O fim dos julgamentos nos tribunais superiores tornaria o processo penal mais rápido?
Rapidez, talvez. Justiça, não. Os tribunais superiores são o mecanismo de correção natural do sistema. Eliminar essa instância seria fechar portas à revisão de decisões injustas ou ilegais. O recurso só se torna um problema quando é usado como manobra dilatória, mas o próprio processo penal já limita isso. O que falta não são menos instâncias: são decisões mais fundamentadas nas anteriores.
Deveria haver um teto máximo para as custas judiciais, ajustando o apoio judiciário à realidade económica das pessoas?
O sistema já prevê essa adaptação. Se o cidadão provar falta de meios, pode ter isenção ou pagamento faseado das taxas — e é isso que importa. O problema é outro: aceder ao mecanismo. Faltam simplificação, informação e orientação prática. Não é o valor das custas que afasta as pessoas; é a sensação de que o sistema foi feito para quem já o entende.
Por que razão os advogados continuam a ser os únicos agentes da justiça dependentes de prazos?
Porque somos os únicos que pagamos caro por falhar. Juízes e oficiais de justiça também têm prazos, mas as consequências são diferentes. Para nós, a perda de um prazo pode significar responsabilidade civil, disciplinar e, pior, o prejuízo direto do cliente. É uma pressão diária e invisível. A justiça portuguesa vive muito de prazos, mas pouco de consequências equilibradas.

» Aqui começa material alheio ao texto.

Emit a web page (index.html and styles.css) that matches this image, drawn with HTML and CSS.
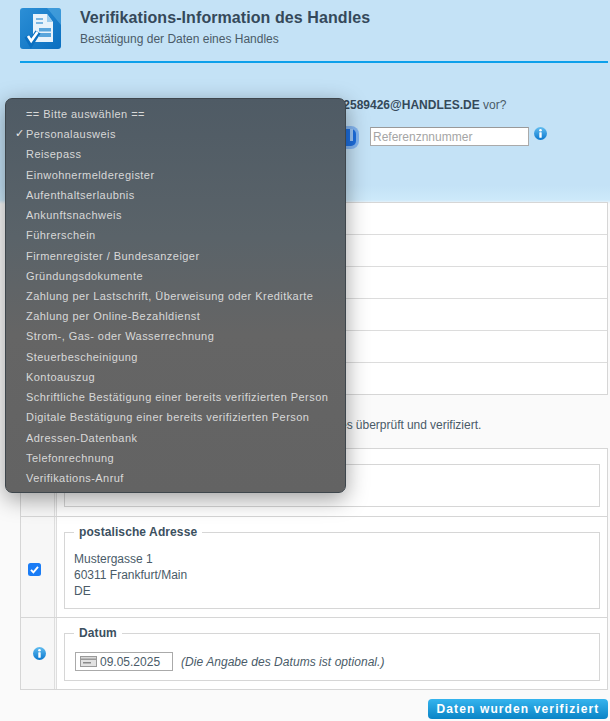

Os magistrados deveriam estar sujeitos a prazos perentórios e cominatórios?
Na prática, só quando o cidadão ou o advogado força o sistema com queixa ao Conselho Superior de Magistratura ou outros mecanismos — é que as coisas avançam. O cumprimento dos prazos é um dos critérios de avaliação dos magistrados, mas o impacto real ainda é limitado. Enquanto os processos dependerem de estruturas lentas e falta de pessoal, falar em “prazos perentórios” será sempre um exercício teórico.
Qual é a sua conclusão sobre o funcionamento da justiça portuguesa?
O sistema de justiça português não precisa apenas de leis novas. Precisa de meios, formação e bom senso. E de uma mudança de mentalidade: perceber que modernizar não é só digitalizar — é fazer o sistema funcionar para as pessoas, e não o contrário.